Idem à Matignon, où l'entourage du Premier ministre Jean Castex estimait qu'il n'y aurait pas de blocage sur les "grands principes", même s'il pouvait y avoir des "remarques" sur des question de "mise en oeuvre ou de périmètre d'application". En attendant le verdict du Conseil constitutionnel, plusieurs dizaines de manifestants se sont rassemblés jeudi en fin de matinée devant le siège de l'institution.
Latifa, retraitée de la fonction territoriale installée dans une chaise de camping, s'est indignée qu'avec le pass le président Macron "touche à mon libre arbitre". Sophie Tissier, gilet jaune membre du collectif "Paris pour la liberté", assure qu'"on n'est pas anti-vaccins, mais anti-vaccin Covid”.
Mercredi soir à Toulouse, plusieurs dizaines de personnes, parmi lesquelles quelques "gilets jaunes" et blouses blanches, ont manifesté pour défendre leur "liberté".
«Responsabilité»
Selon un sondage Elabe pour l'Institut Montaigne, Radio Classique et le journal Les Echos diffusé mercredi, 48% des Français désapprouvent les manifestations contre le pass, 37% les soutiennent et 15% sont indifférents.

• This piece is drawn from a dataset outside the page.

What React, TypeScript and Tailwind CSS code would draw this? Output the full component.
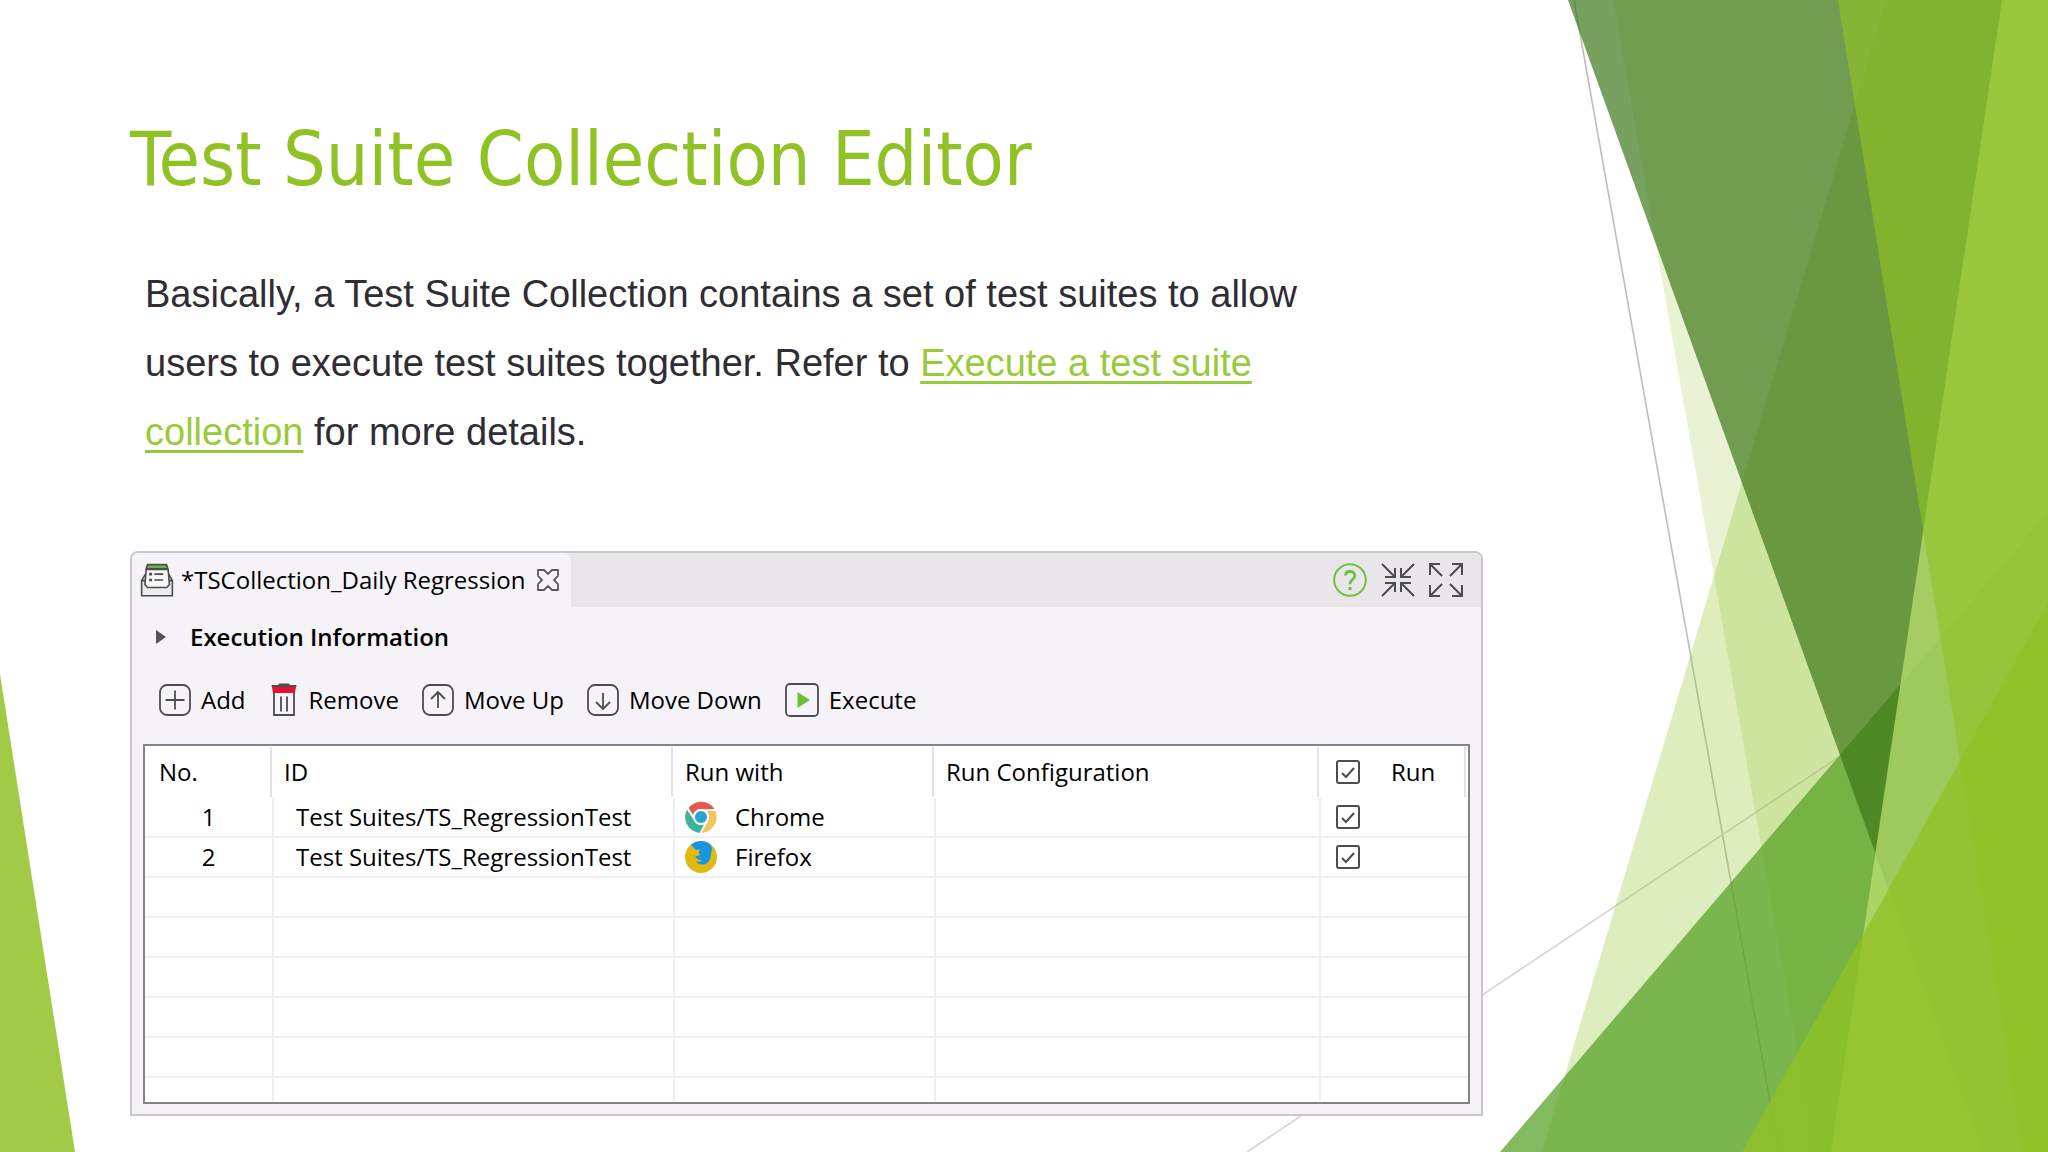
const Backdrop = () => {
  return (
    <svg
      className="absolute inset-0 w-full h-full"
      viewBox="0 0 2048 1152"
      preserveAspectRatio="none"
      aria-hidden="true"
    >
      <line x1="1574" y1="0" x2="1779" y2="1152" stroke="#bfbcc1" strokeWidth="1.6" />
      <line x1="2047" y1="618" x2="1247" y2="1152" stroke="#d6d2d9" strokeWidth="1.6" />
      <polygon points="1886,0 2048,0 2048,1152 1542,1152" fill="#90c226" fillOpacity="0.3" />
      <polygon points="1613,0 2048,0 2048,1152 1815,1152" fill="#90c226" fillOpacity="0.2" />
      <polygon points="2048,512 2048,1152 1500,1152" fill="#54a021" fillOpacity="0.72" />
      <polygon points="1568,0 2048,0 2048,1152 1983,1152" fill="#3f7819" fillOpacity="0.7" />
      <polygon points="2002,0 2048,0 2048,1152 1831,1152" fill="#c0e474" fillOpacity="0.7" />
      <polygon points="1838,0 2048,0 2048,1152 2023,1152" fill="#90c226" fillOpacity="0.65" />
      <polygon points="2048,603 2048,1152 1742,1152" fill="#90c226" fillOpacity="0.8" />
      <polygon points="0,674 75,1152 0,1152" fill="#90c226" fillOpacity="0.85" />
    </svg>
  );
};

const CollectionIcon = () => (
  <svg className="w-[34px] h-[34px]" viewBox="60 70 102 104" fill="none" stroke="#4d4d4f" strokeWidth="5">
    <path d="M76 104l-12 20M147 104l11 20" />
    <path d="M64 124h94v46H64z" fill="#ececee" />
    <path d="M78 90h67l4 46-8 9H82l-8-9z" fill="#f7f7f8" />
    <path d="M82 75h58l4 13H78z" fill="#6db33f" />
    <path d="M87 104h9M87 122h9" strokeWidth="8" />
    <path d="M103 104h27M103 122h27" />
  </svg>
);

const CloseIcon = () => (
  <svg className="w-[22px] h-[22px]" viewBox="0 0 22 22" fill="none" stroke="#5a5a5c" strokeWidth="1.8">
    <path d="M1 1h6l4 4 4-4h6v6l-4 4 4 4v6h-6l-4-4-4 4H1v-6l4-4-4-4z" />
  </svg>
);

const HelpIcon = () => (
  <svg className="w-[34px] h-[34px]" viewBox="0 0 34 34" fill="none" stroke="#70c041">
    <circle cx="17" cy="17" r="15.8" strokeWidth="2" />
    <path d="M12.5 12.5c0-3 2-4 4.6-4s4.7 1.5 4.7 4-1.5 3.5-3 4.7-1.8 1.8-1.8 4" strokeWidth="2.8" />
    <path d="M17 24v3" strokeWidth="3" />
  </svg>
);

const MinimizeIcon = () => (
  <svg className="w-[34px] h-[34px]" viewBox="0 0 34 34" fill="none" stroke="#4d4d4f" strokeWidth="2">
    <path d="M1 1l12 12M4 14h10V5M33 1L21 13M20 5v9h10M1 33l12-12M4 20h10v9M33 33L21 21M20 29v-9h10" />
  </svg>
);

const MaximizeIcon = () => (
  <svg className="w-[34px] h-[34px]" viewBox="0 0 34 34" fill="none" stroke="#4d4d4f" strokeWidth="2">
    <path d="M1 12V1h10M1 1l12 12M23 1h10v11M33 1L21 13M1 22v11h10M1 33l12-12M23 33h10V22M33 33L21 21" />
  </svg>
);

const AddIcon = () => (
  <svg className="w-8 h-8" viewBox="0 0 32 32" fill="none" stroke="#4d4d4f" strokeWidth="1.8">
    <rect x="1" y="1" width="30" height="30" rx="7" />
    <path d="M6.5 16h19M16 6.5v19" />
  </svg>
);

const RemoveIcon = () => (
  <svg className="w-[30px] h-[34px]" viewBox="-2 0 30 34" fill="none" stroke="#4d4d4f" strokeWidth="1.8">
    <path d="M3 10v22h20V10M10 13.5v15M16 13.5v15" />
    <path d="M1 4V2.500h7V1h10v1.500h7V4z" fill="#4d4d4f" strokeWidth="1" />
    <path d="M1 4h24l-1 6H2z" fill="#e8102a" stroke="none" />
  </svg>
);

const UpIcon = () => (
  <svg className="w-8 h-8" viewBox="0 0 32 32" fill="none" stroke="#4d4d4f" strokeWidth="1.8">
    <rect x="1" y="1" width="30" height="30" rx="7" />
    <path d="M16 24V8M9 15l7-7 7 7" />
  </svg>
);

const DownIcon = () => (
  <svg className="w-8 h-8" viewBox="0 0 32 32" fill="none" stroke="#4d4d4f" strokeWidth="1.8">
    <rect x="1" y="1" width="30" height="30" rx="7" />
    <path d="M16 9v16M9 18l7 7 7-7" />
  </svg>
);

const ExecuteIcon = () => (
  <svg className="w-[34px] h-[34px]" viewBox="0 0 34 34" fill="none">
    <rect x="1" y="1" width="32" height="32" rx="4" stroke="#4d4d4f" strokeWidth="1.8" />
    <path d="M12.5 9v16L25 17z" fill="#6fbe3a" />
  </svg>
);

const ChromeIcon = () => (
  <svg className="w-8 h-8" viewBox="0 0 32 32">
    <circle cx="16" cy="16" r="16" fill="#fff" />
    <path d="M3.5 7A16 16 0 0 1 29.5 8L17 8.500A8 8 0 0 0 8 14z" fill="#e25a4d" />
    <path d="M2 8.500A16 16 0 0 0 14.500 32L19 23.500A8 8 0 0 1 8.800 19z" fill="#3db39a" />
    <path d="M30.500 10A16 16 0 0 1 16.500 32L23 20A8 8 0 0 0 21 10z" fill="#efc75e" />
    <circle cx="16" cy="16" r="8" fill="#f4fbfb" />
    <circle cx="16" cy="16" r="6" fill="#2aa3cf" />
  </svg>
);

const FirefoxIcon = () => (
  <svg className="w-8 h-8" viewBox="0 0 32 32">
    <circle cx="16" cy="16" r="16" fill="#dfba12" />
    <path
      d="M6 3.500A16 16 0 0 1 25 3c2 3 2.500 6 1 9.500 0 6-3 10.500-7.500 11-3.500.300-6-1-7.500-3 2 .500 4.500.500 6-1.500-3 0-6-1-6.500-4 1.500.200 3.500 0 4.500-1.500-1.500-1-1.500-3 0-5-2-.200-3 0-4 .500-1.500-1.500-2.500-2.500-5-5.500z"
      fill="#1795e0"
    />
  </svg>
);

const Checkbox = ({ label }: { label: string }) => (
  <span className="grid w-6 h-6">
    <input
      type="checkbox"
      defaultChecked
      aria-label={label}
      className="peer appearance-none [grid-area:1/1] w-6 h-6 rounded-[3px] border-2 border-[#4d4b50] bg-white"
    />
    <svg
      className="[grid-area:1/1] w-6 h-6 pointer-events-none invisible peer-checked:visible"
      viewBox="0 0 24 24"
      fill="none"
      stroke="#4d4b50"
      strokeWidth="2"
    >
      <path d="M6 13l4 4 8-9" />
    </svg>
  </span>
);

const tools = [
  { name: "Add", icon: <AddIcon /> },
  { name: "Remove", icon: <RemoveIcon /> },
  { name: "Move Up", icon: <UpIcon /> },
  { name: "Move Down", icon: <DownIcon /> },
  { name: "Execute", icon: <ExecuteIcon /> },
];

const suites = [
  { no: 1, id: "Test Suites/TS_RegressionTest", browser: "Chrome", icon: <ChromeIcon /> },
  { no: 2, id: "Test Suites/TS_RegressionTest", browser: "Firefox", icon: <FirefoxIcon /> },
];

const emptyRows = [3, 4, 5, 6, 7];

const cell = "border-r-2 border-b-2 border-[#f0eef2] p-0";
const headCell = "flex items-center h-[50px] mr-[2px] border-r-2 border-[#e4e1e6]";

const SuiteTable = () => {
  return (
    <div className="border-2 border-[#858388] bg-white h-[360px] overflow-hidden">
      <table className="w-full h-full table-fixed border-separate border-spacing-0 text-left">
        <colgroup>
          <col className="w-[129px]" />
          <col className="w-[401px]" />
          <col className="w-[261px]" />
          <col />
          <col className="w-[147px]" />
        </colgroup>
        <thead>
          <tr className="h-[52px]">
            <th className="p-0 font-normal">
              <div className={`${headCell} pl-[14px]`}>No.</div>
            </th>
            <th className="p-0 font-normal">
              <div className={`${headCell} pl-[10px]`}>ID</div>
            </th>
            <th className="p-0 font-normal">
              <div className={`${headCell} pl-[10px]`}>Run with</div>
            </th>
            <th className="p-0 font-normal">
              <div className={`${headCell} pl-[10px]`}>Run Configuration</div>
            </th>
            <th className="p-0 font-normal">
              <div className={`${headCell} pl-[15px] gap-[31px]`}>
                <Checkbox label="Run all" />
                Run
              </div>
            </th>
          </tr>
        </thead>
        <tbody>
          {suites.map((item) => {
            return (
              <tr key={item.no} className="h-10">
                <td className={`${cell} text-center`}>{item.no}</td>
                <td className={`${cell} pl-[22px]`}>{item.id}</td>
                <td className={cell}>
                  <div className="flex items-center gap-[18px] pl-[10px]">
                    {item.icon}
                    {item.browser}
                  </div>
                </td>
                <td className={cell}></td>
                <td className="border-b-2 border-[#f0eef2] p-0 pl-[15px]">
                  <Checkbox label={`Run ${item.browser}`} />
                </td>
              </tr>
            );
          })}
          {emptyRows.map((row) => (
            <tr key={row} className="h-10">
              <td className={cell}></td>
              <td className={cell}></td>
              <td className={cell}></td>
              <td className={cell}></td>
              <td className="border-b-2 border-[#f0eef2] p-0"></td>
            </tr>
          ))}
          <tr>
            <td className="border-r-2 border-[#f0eef2]"></td>
            <td className="border-r-2 border-[#f0eef2]"></td>
            <td className="border-r-2 border-[#f0eef2]"></td>
            <td className="border-r-2 border-[#f0eef2]"></td>
            <td></td>
          </tr>
        </tbody>
      </table>
    </div>
  );
};

const EditorPanel = () => {
  return (
    <section className="w-full max-w-[1353px] mt-[84px] rounded-t-lg border-2 border-[#c9c7cb] bg-[#f5f3f7] overflow-hidden text-black text-2xl leading-8 font-['Open_Sans','Noto_Sans',sans-serif]">
      <div className="flex items-stretch justify-between h-[54px] bg-[#e8e6e9]">
        <div className="flex items-center bg-[#f5f3f7] rounded-tr-lg pl-2 pr-3">
          <CollectionIcon />
          <span className="pl-[7px] pr-3">*TSCollection_Daily Regression</span>
          <button aria-label="Close">
            <CloseIcon />
          </button>
        </div>
        <div className="flex items-center gap-[14px] pr-[18px]">
          <button aria-label="Help">
            <HelpIcon />
          </button>
          <button aria-label="Minimize">
            <MinimizeIcon />
          </button>
          <button aria-label="Maximize">
            <MaximizeIcon />
          </button>
        </div>
      </div>
      <button className="flex items-center gap-[24px] h-[60px] pl-[24px] font-semibold">
        <svg className="w-[10px] h-[14px]" viewBox="0 0 10 14">
          <path d="M0 0l10 7-10 7z" fill="#555357" />
        </svg>
        Execution Information
      </button>
      <div className="flex items-center gap-[23px] h-[66px] pl-[27px]">
        {tools.map((tool) => (
          <button key={tool.name} className="flex items-center gap-[10px]">
            {tool.icon}
            {tool.name}
          </button>
        ))}
      </div>
      <div className="px-[11px] pb-[10px] pt-[11px]">
        <SuiteTable />
      </div>
    </section>
  );
};

const App = () => {
  return (
    <main className="relative min-h-screen bg-white overflow-hidden">
      <Backdrop />
      <div className="relative pl-[130px] pt-[113px]">
        <h1 className="text-[75px] leading-[92px] text-[#90c226] font-['DejaVu_Sans_Condensed','DejaVu_Sans',sans-serif]">
          Test Suite Collection Editor
        </h1>
        <p className="max-w-[1220px] pl-[15px] mt-[55px] text-[38px] leading-[69px] text-[#2f2d33] font-['Liberation_Sans',Arial,sans-serif]">
          Basically, a Test Suite Collection contains a set of test suites to allow users to execute test
          suites together. Refer to{" "}
          <a href="#execute" className="text-[#99ca3c] underline decoration-[3px] underline-offset-[5px]">
            Execute a test suite collection
          </a>{" "}
          for more details.
        </p>
        <EditorPanel />
      </div>
    </main>
  );
};

export default App;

Une majorité (autour de 60%) se déclare également disposée à le présenter s'il est demandé, et se dit favorable à la vaccination obligatoire. Dans la classe politique, le porte-parole du Rassemblement national Julien Odoul a de nouveau fustigé jeudi un dispositif qui "heurte de manière disproportionnée, et brutale même, nos libertés fondamentales".
A gauche, Valérie Rabault, cheffe des députés socialistes, qui ont avec leurs collègues PCF et LFI déposé un des recours, préférerait la "vaccination obligatoire pour tous les adultes" à un pass par lequel le gouvernement rejette la "responsabilité" des contrôles sur les salariés des restaurants ou des lieux culturels.
La décision du Conseil constitutionnel intervient en pleine nouvelle vague de l'épidémie, avec 8.134 patients dans les hôpitaux français mercredi dont 1.371 en soins critiques. Près de 54% de la population dispose d'un schéma vaccinal complet.